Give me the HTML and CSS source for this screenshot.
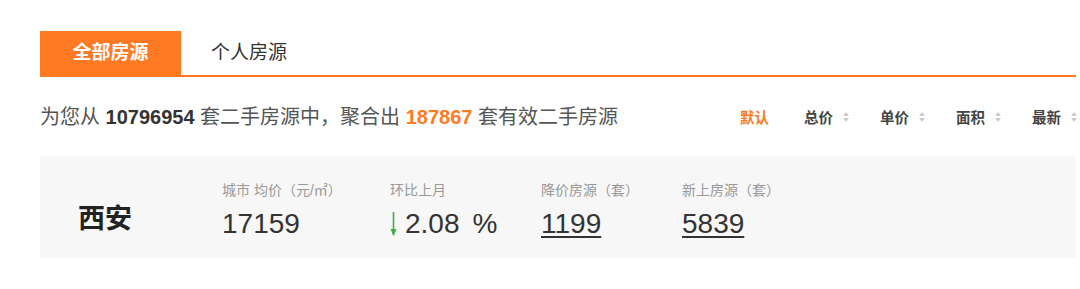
FILE: index.html
```html
<!DOCTYPE html>
<html lang="zh">
<head>
<meta charset="utf-8">
<link rel="stylesheet" href="styles.css">
</head>
<body>
<div class="wrap">
  <div class="tabs">
    <div class="tab active">全部房源</div>
    <div class="tab">个人房源</div>
  </div>
  <div class="summary">
    <div class="count">为您从 <b>10796954</b> 套二手房源中，聚合出 <b class="hl">187867</b> 套有效二手房源</div>
    <div class="sorts">
      <span class="sort on">默认</span>
      <span class="sort">总价<i class="arr"></i></span>
      <span class="sort">单价<i class="arr"></i></span>
      <span class="sort">面积<i class="arr"></i></span>
      <span class="sort">最新<i class="arr"></i></span>
    </div>
  </div>
  <div class="panel">
    <div class="city">西安</div>
    <div class="stat s1">
      <div class="label">城市 均价（元/㎡）</div>
      <div class="value">17159</div>
    </div>
    <div class="stat s2">
      <div class="label">环比上月</div>
      <div class="value"><svg class="down" width="7" height="26" viewBox="0 0 7 26"><path d="M3.5 1 V24" stroke="#3cb043" stroke-width="1.6" fill="none"/><path d="M0.5 18 L3.5 25 L6.5 18 Z" fill="#3cb043"/></svg>2.08<span class="pct">%</span></div>
    </div>
    <div class="stat s3">
      <div class="label">降价房源（套）</div>
      <div class="value link">1199</div>
    </div>
    <div class="stat s4">
      <div class="label">新上房源（套）</div>
      <div class="value link">5839</div>
    </div>
  </div>
</div>
</body>
</html>
```
FILE: styles.css
```css
html, body {
  margin: 0;
  padding: 0;
  background: #fff;
}
body {
  font-family: "Liberation Sans", "Noto Sans CJK SC", sans-serif;
  color: #333;
}
.wrap {
  width: 1036px;
  margin-left: 40px;
  padding-top: 31px;
}
.tabs {
  display: flex;
  height: 44px;
  border-bottom: 2px solid #ff7a22;
}
.tab {
  font-size: 19px;
  line-height: 44px;
  color: #333;
}
.tab.active {
  width: 141px;
  text-align: center;
  background: #ff7a22;
  color: #fff;
  font-weight: bold;
}
.tab + .tab {
  margin-left: 30px;
}
.summary {
  display: flex;
  justify-content: space-between;
  align-items: center;
  height: 79px;
}
.count {
  font-size: 20px;
  color: #555;
  margin-top: -2px;
}
.count b {
  color: #333;
}
.count b.hl {
  color: #ff7a22;
}
.sorts {
  display: flex;
  align-items: center;
  margin-right: -1px;
}
.sort {
  font-size: 14.5px;
  font-weight: bold;
  color: #444;
  display: flex;
  align-items: center;
  margin-left: 31px;
}
.sort.on {
  color: #ff7a22;
  margin-right: 4px;
}
.arr {
  display: inline-block;
  position: relative;
  width: 6px;
  height: 10px;
  margin-left: 10px;
}
.arr::before, .arr::after {
  content: "";
  position: absolute;
  left: 0;
  border-left: 3px solid transparent;
  border-right: 3px solid transparent;
}
.arr::before {
  top: 0;
  border-bottom: 4px solid #ccc;
}
.arr::after {
  bottom: 0;
  border-top: 4px solid #ccc;
}
.panel {
  display: flex;
  align-items: center;
  height: 102px;
  background: #f7f7f7;
}
.city {
  font-size: 27px;
  font-weight: bold;
  color: #222;
  margin-left: 38px;
  width: 144px;
  margin-top: 18px;
}
.stat {
  margin-top: 8px;
}
.s1 { width: 168px; }
.s2 { width: 151px; }
.s3 { width: 141px; }
.label {
  font-size: 14px;
  color: #999;
  line-height: 18px;
}
.value {
  font-size: 28px;
  color: #333;
  line-height: 34px;
  margin-top: 8px;
  display: flex;
  align-items: center;
}
.value.link {
  display: block;
  text-decoration: underline;
  text-decoration-thickness: 2px;
  text-underline-offset: 3px;
}
.down {
  display: block;
  margin-right: 8px;
}
.pct {
  margin-left: 13px;
}
```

#### The task
Leave out the pictures and give the listing above again exactly.

#### Complete output
Give me the HTML and CSS source for this screenshot.
FILE: index.html
```html
<!DOCTYPE html>
<html lang="zh">
<head>
<meta charset="utf-8">
<link rel="stylesheet" href="styles.css">
</head>
<body>
<div class="wrap">
  <div class="tabs">
    <div class="tab active">全部房源</div>
    <div class="tab">个人房源</div>
  </div>
  <div class="summary">
    <div class="count">为您从 <b>10796954</b> 套二手房源中，聚合出 <b class="hl">187867</b> 套有效二手房源</div>
    <div class="sorts">
      <span class="sort on">默认</span>
      <span class="sort">总价<i class="arr"></i></span>
      <span class="sort">单价<i class="arr"></i></span>
      <span class="sort">面积<i class="arr"></i></span>
      <span class="sort">最新<i class="arr"></i></span>
    </div>
  </div>
  <div class="panel">
    <div class="city">西安</div>
    <div class="stat s1">
      <div class="label">城市 均价（元/㎡）</div>
      <div class="value">17159</div>
    </div>
    <div class="stat s2">
      <div class="label">环比上月</div>
      <div class="value"><svg class="down" width="7" height="26" viewBox="0 0 7 26"><path d="M3.5 1 V24" stroke="#3cb043" stroke-width="1.6" fill="none"/><path d="M0.5 18 L3.5 25 L6.5 18 Z" fill="#3cb043"/></svg>2.08<span class="pct">%</span></div>
    </div>
    <div class="stat s3">
      <div class="label">降价房源（套）</div>
      <div class="value link">1199</div>
    </div>
    <div class="stat s4">
      <div class="label">新上房源（套）</div>
      <div class="value link">5839</div>
    </div>
  </div>
</div>
</body>
</html>
```
FILE: styles.css
```css
html, body {
  margin: 0;
  padding: 0;
  background: #fff;
}
body {
  font-family: "Liberation Sans", "Noto Sans CJK SC", sans-serif;
  color: #333;
}
.wrap {
  width: 1036px;
  margin-left: 40px;
  padding-top: 31px;
}
.tabs {
  display: flex;
  height: 44px;
  border-bottom: 2px solid #ff7a22;
}
.tab {
  font-size: 19px;
  line-height: 44px;
  color: #333;
}
.tab.active {
  width: 141px;
  text-align: center;
  background: #ff7a22;
  color: #fff;
  font-weight: bold;
}
.tab + .tab {
  margin-left: 30px;
}
.summary {
  display: flex;
  justify-content: space-between;
  align-items: center;
  height: 79px;
}
.count {
  font-size: 20px;
  color: #555;
  margin-top: -2px;
}
.count b {
  color: #333;
}
.count b.hl {
  color: #ff7a22;
}
.sorts {
  display: flex;
  align-items: center;
  margin-right: -1px;
}
.sort {
  font-size: 14.5px;
  font-weight: bold;
  color: #444;
  display: flex;
  align-items: center;
  margin-left: 31px;
}
.sort.on {
  color: #ff7a22;
  margin-right: 4px;
}
.arr {
  display: inline-block;
  position: relative;
  width: 6px;
  height: 10px;
  margin-left: 10px;
}
.arr::before, .arr::after {
  content: "";
  position: absolute;
  left: 0;
  border-left: 3px solid transparent;
  border-right: 3px solid transparent;
}
.arr::before {
  top: 0;
  border-bottom: 4px solid #ccc;
}
.arr::after {
  bottom: 0;
  border-top: 4px solid #ccc;
}
.panel {
  display: flex;
  align-items: center;
  height: 102px;
  background: #f7f7f7;
}
.city {
  font-size: 27px;
  font-weight: bold;
  color: #222;
  margin-left: 38px;
  width: 144px;
  margin-top: 18px;
}
.stat {
  margin-top: 8px;
}
.s1 { width: 168px; }
.s2 { width: 151px; }
.s3 { width: 141px; }
.label {
  font-size: 14px;
  color: #999;
  line-height: 18px;
}
.value {
  font-size: 28px;
  color: #333;
  line-height: 34px;
  margin-top: 8px;
  display: flex;
  align-items: center;
}
.value.link {
  display: block;
  text-decoration: underline;
  text-decoration-thickness: 2px;
  text-underline-offset: 3px;
}
.down {
  display: block;
  margin-right: 8px;
}
.pct {
  margin-left: 13px;
}
```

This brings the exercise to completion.